Corrections and comments are welcome!  

## Contents  

0 Problems 2  

1 Solutions to Day 1 3  

1.1 USAMO 2025/1, proposed by John Berman 3  

1.2 USAMO 2025/2, proposed by Carl Schildkraut 4  

1.3 USAMO 2025/3, proposed by Carl Schildkraut 6  

2 Solutions to Day 2 9  

2.1 USAMO 2025/4, proposed by Carl Schildkraut 9  

2.2 USAMO 2025/5, proposed by John Berman 10  

2.3 USAMO 2025/6, proposed by Cheng- Yin Chang and Hung- Hsun Yu 13



## Problems  

1. Fix positive integers \(k\) and \(d\) . Prove that for all sufficiently large odd positive integers \(n\) , the digits of the base-2 \(n\) representation of \(n^{k}\) are all greater than \(d\) .  

2. Let \(n > k \geq 1\) be integers.

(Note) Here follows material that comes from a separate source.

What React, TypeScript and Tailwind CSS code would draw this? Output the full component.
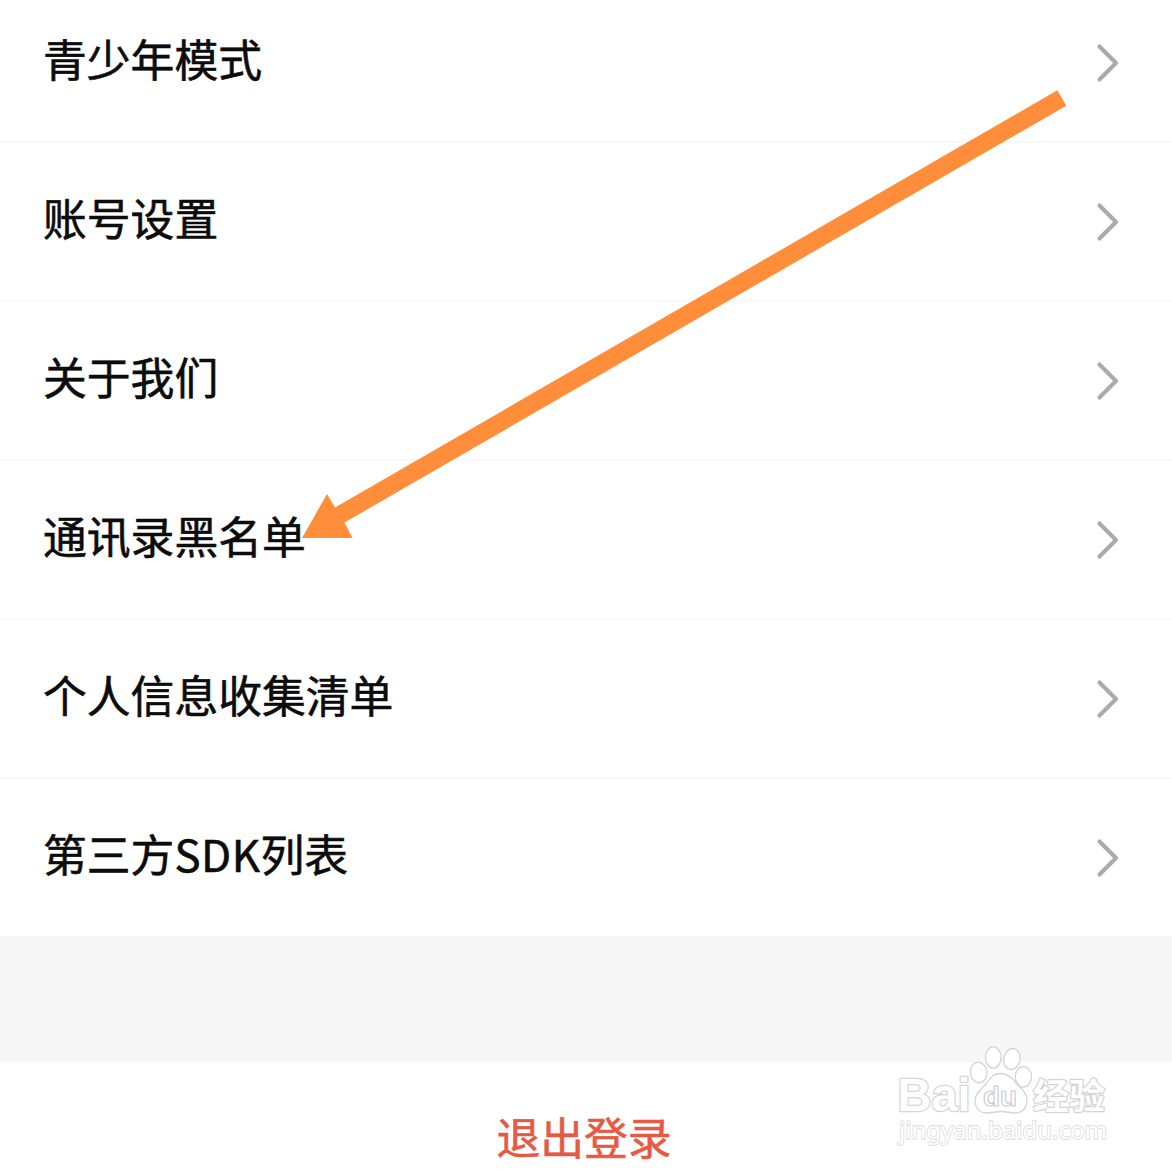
const rows = ['青少年模式', '账号设置', '关于我们', '通讯录黑名单', '个人信息收集清单'];

function Chevron() {
    return (
        <svg className="w-6 h-10 shrink-0" viewBox="0 0 24 40" fill="none">
            <path d="M3.5 3.5L20 20L3.5 36.5" stroke="#ababab" strokeWidth="4.2" strokeLinecap="round" strokeLinejoin="round" />
        </svg>
    );
}

function Arrow() {
    return (
        <svg className="absolute left-[300px] top-[88px] w-[770px] h-[452px] pointer-events-none" viewBox="300 88 770 452">
            <path d="M302 538L327 494L335 507.5L1057.3 90.3L1066.3 105.7L344.5 522.5L352.5 538Z" fill="#ff8d3a" />
        </svg>
    );
}

function Watermark() {
    return (
        <svg
            className="absolute left-[890px] top-[1040px] w-[230px] h-[112px] pointer-events-none"
            viewBox="890 1040 230 112"
            fill="#fff"
            stroke="#d4d4d4"
            strokeLinejoin="round"
        >
            <g strokeWidth="1.3">
                <ellipse cx="978.7" cy="1072.5" rx="8.3" ry="10.3" transform="rotate(-8 978.7 1072.5)" />
                <ellipse cx="993.3" cy="1057.5" rx="7.8" ry="10.6" />
                <ellipse cx="1011.9" cy="1059" rx="8.2" ry="10.6" transform="rotate(12 1011.9 1059)" />
                <ellipse cx="1023.4" cy="1076.8" rx="8.2" ry="10.2" />
                <path d="M1000.5 1073.5C993 1073.5 989.5 1079 986 1084C982 1089 975 1093 975 1101C975 1108 980 1113 987 1113C992 1113 996 1111.5 1001 1111.5C1006 1111.5 1010 1113 1015 1113C1023 1113 1027 1107 1027 1100C1027 1092 1020 1088 1016 1083C1012 1078 1008 1073.5 1000.5 1073.5Z" />
            </g>
            <g strokeWidth="2.4" className="[paint-order:stroke]">
                <text x="897.5" y="1111" textLength="73" lengthAdjust="spacingAndGlyphs" className="font-['Liberation_Sans',sans-serif] font-bold text-[47px]">Bai</text>
                <text x="1033" y="1108.5" textLength="72" lengthAdjust="spacingAndGlyphs" className="font-['Noto_Sans_CJK_SC',sans-serif] font-bold text-[35px]">经验</text>
            </g>
            <text x="899" y="1138.5" textLength="208" lengthAdjust="spacingAndGlyphs" stroke="#dedede" strokeWidth="1.8" className="font-['Noto_Sans',sans-serif] text-[24px] [paint-order:stroke]">jingyan.baidu.com</text>
            <text x="983" y="1105.5" textLength="34" lengthAdjust="spacingAndGlyphs" strokeWidth="1.2" stroke="#cdcdcd" className="font-['Liberation_Sans',sans-serif] font-bold text-[27px]">du</text>
        </svg>
    );
}

export default function App() {
    return (
        <div className="relative w-[1172px] h-[1172px] overflow-hidden bg-white flex flex-col font-['Noto_Sans_CJK_SC',sans-serif] text-[43.8px] leading-[60px] text-[#0c0c0c] [-webkit-text-stroke:0.6px]">
            {/* The list is scrolled, so the first row is partly above the top edge */}
            <ul className="-mt-4 shrink-0">
                {rows.map((label) => (
                    <li key={label} className="h-[159px] pl-[43px] pr-[52px] flex items-center justify-between border-b-2 border-[#f8f8f8]">
                        <span className="-mt-[9px]">{label}</span>
                        <Chevron />
                    </li>
                ))}
                <li className="h-[157px] pl-[43px] pr-[52px] flex items-center justify-between">
                    <span className="-mt-[9px]">
                        第三方<span className="tracking-[0.5px]">SDK</span>列表
                    </span>
                    <Chevron />
                </li>
            </ul>

            <div className="h-[126px] shrink-0 bg-[#f7f7f7]" />

            <button className="h-[159px] shrink-0 pb-3 pr-1 text-center text-[#e65a44]">退出登录</button>

            <Arrow />
            {/* The stroke is reset so that the watermark keeps its own outlines */}
            <div className="[-webkit-text-stroke:0]">
                <Watermark />
            </div>
        </div>
    );
}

Let \(P(x) \in \mathbb{R}[x]\) be a polynomial of degree \(n\) with no repeated roots and \(P(0) \neq 0\) . Suppose that for any real numbers \(a_0, \ldots , a_k\) such that the polynomial \(a_k x^k + \dots + a_1 x + a_0\) divides \(P(x)\) , the product \(a_0 a_1 \ldots a_k\) is zero. Prove that \(P(x)\) has a nonreal root.  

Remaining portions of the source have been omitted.